Biography
Joel M. Wertman is a partner in the firm’s Philadelphia office. His practice focuses on disputes in the securities, insurance and real estate industries. He has represented clients in a wide range of litigation matters that include public customer disputes in state court, federal court and arbitration, as well as employment disputes seeking monetary and injunctive relief in state and federal courts. He also represents clients in regulatory enforcement matters initiated by the SEC, FINRA and state regulatory bodies. He also has extensive experience representing institutional clients in bankruptcy court adversary proceedings.
Joel has litigated claims involving a wide spectrum of investments including REITS, Tenants in Common, private placements, variable annuities, limited partnerships, mutual funds, individual equities and debt. He has handled litigation involving complex benefit plans such as 419 welfare benefit plans and 412(i) pension plans. Joel has defended claims involving allegations of defamation, discrimination, and wrongful termination brought by former employees.
In addition to Joel’s focus on securities litigation, he is also experienced in cyber liability, cyber security and data breaches, with a particular focus on such issues for investment advisers and broker dealers. Mr. Wertman has counselled and represented financial services companies, insurance agents, accountants, healthcare providers, IT companies, technology consulting firms, consulting firms, and employers regarding cybersecurity, data breach incidents, privacy and technology-related claims and issues. As well as his involvement in data security issues, Joel has presented at seminars on the topics of emerging trends in cyber security and he has written articles on the topic of best online security practices for financial advisors. While attending law school, Joel worked as a summer clerk for the Honorable Charles Smith, federal judge for the Eastern District of Pennsylvania.
Representative Decisions
- Cirenza v. Flynn, et al., Supreme Court of State of NY, Nassau County, docket no. 609648-21, secured summary judgmet on behalf of his client, a registered investment advisor, in matter related to beneficiary designation change form executed and processed just a short time before the death of Decedent. As to WSS’s client, Plaintiffs asserted various theories of “aiding and abetting” the actions of the newly recognized beneficiary. In dismissing the matter, the Court concurred with WSS’s argument that Plaintiff could not raise a triable issue of fact as to the necessary element of actual knowledge. Rather, Plaintiffs’ argument as to alleged lack of diligence amounted to mere constructive knowledge, insufficient “to raise triable issues of fact as to a continuing controversy.”
- Bujdos v. Whalen, et al., Westmoreland County (PA) Court of Common Pleas, docket no. 3302-2018, obtained dismissal of RICO action and appeal as well as litigation bar against Plaintiff.
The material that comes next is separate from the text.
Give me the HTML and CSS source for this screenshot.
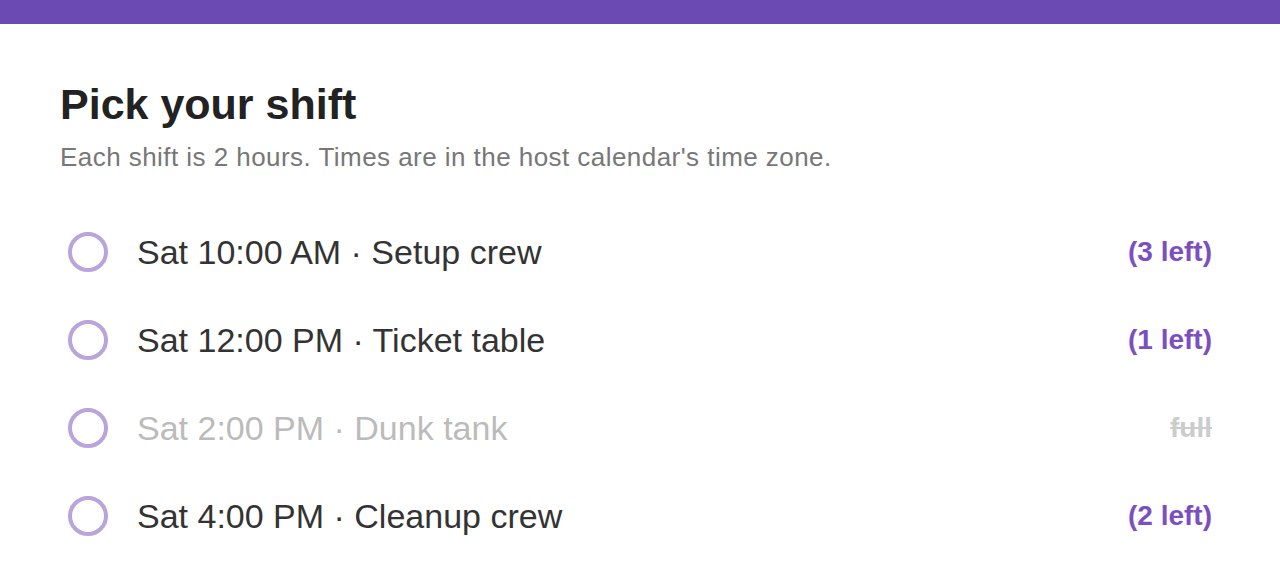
FILE: index.html
```html
<!DOCTYPE html>
<html>
	<head>
		<meta charset="utf-8">
		<meta name="viewport" content="width=device-width, initial-scale=1.0">
		<title>Pick your shift</title>
		<link rel="stylesheet" href="styles.css">
	</head>
	<body>
		<div class="topbar"></div>
		<div class="mainbody">
			<h1 class="title">Pick your shift</h1>
			<p class="subtitle">Each shift is 2 hours. Times are in the host calendar's time zone.</p>

			<div class="shifts">
				<label class="shift">
					<input type="radio" name="shift">
					<span class="radio"></span>
					<span class="name">Sat 10:00 AM · Setup crew</span>
					<span class="left">(3 left)</span>
				</label>
				<label class="shift">
					<input type="radio" name="shift">
					<span class="radio"></span>
					<span class="name">Sat 12:00 PM · Ticket table</span>
					<span class="left">(1 left)</span>
				</label>
				<label class="shift full">
					<input type="radio" name="shift" disabled>
					<span class="radio"></span>
					<span class="name">Sat 2:00 PM · Dunk tank</span>
					<span class="left">full</span>
				</label>
				<label class="shift">
					<input type="radio" name="shift">
					<span class="radio"></span>
					<span class="name">Sat 4:00 PM · Cleanup crew</span>
					<span class="left">(2 left)</span>
				</label>
			</div>
		</div>
	</body>
</html>
```

FILE: styles.css
```css
* {
	/* 清除默认边距 */
	margin: 0;
	padding: 0;
	box-sizing: border-box;
}

body {
	background-color: #fff;
	font-family: "Liberation Sans", Arial, sans-serif;
	color: #333;
}

.topbar {
	height: 24px;
	background-color: #6b4bb3;
}

.mainbody {
	padding: 54px 68px 0 60px;
}

.title {
	font-size: 43px;
	font-weight: 700;
	line-height: 52px;
	color: #222;
}

.subtitle {
	margin-top: 12px;
	font-size: 26px;
	line-height: 30px;
	letter-spacing: 0.45px;
	color: #777;
}

.shifts {
	margin-top: 36px;
	display: flex;
	flex-direction: column;
}

.shift {
	height: 88px;
	display: flex;
	align-items: center;
	cursor: pointer;
}

.shift input {
	/* 隐藏原生单选框 */
	display: none;
}

.radio {
	width: 40px;
	height: 40px;
	margin-left: 8px;
	border: 4px solid #b9a5d9;
	border-radius: 50%;
	flex-shrink: 0;
}

.name {
	margin-left: 29px;
	font-size: 34px;
	flex: 1;
}

.left {
	font-size: 28px;
	font-weight: 700;
	color: #7b4fbf;
}

.shift.full {
	cursor: default;
}

.shift.full .name {
	color: #bbb;
}

.shift.full .left {
	color: #ccc;
	text-decoration: line-through;
}
```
At the trial court level, Plaintiff argued that WSS’s clients, along with over twenty other persons and entities, engaged in a far ranging conspiracy with her ex-husband to hide assets in a high net worth divorce. At the trial court level, it was successfully argued that the Plaintiff was improperly attempting to re-litigate the previously adjudicated distribution of assets from her divorce proceeding. Ordinarily, only parties, or those similarly situated, to a prior case would be entitled to the preclusive effect of a judgment. However, it was successfully cited to an arcane provision of the Pennsylvania Rules of Civil Procedure that allows dismissal of an action even without the strict, technical requirements of res judicata. The trial court further agreed with argument a litigation bar should be imposed against the Plaintiff which precludes her from asserting any further litigation against any of the litigants, their attorneys, and anyone tangentially involved in the matter, without leave of court.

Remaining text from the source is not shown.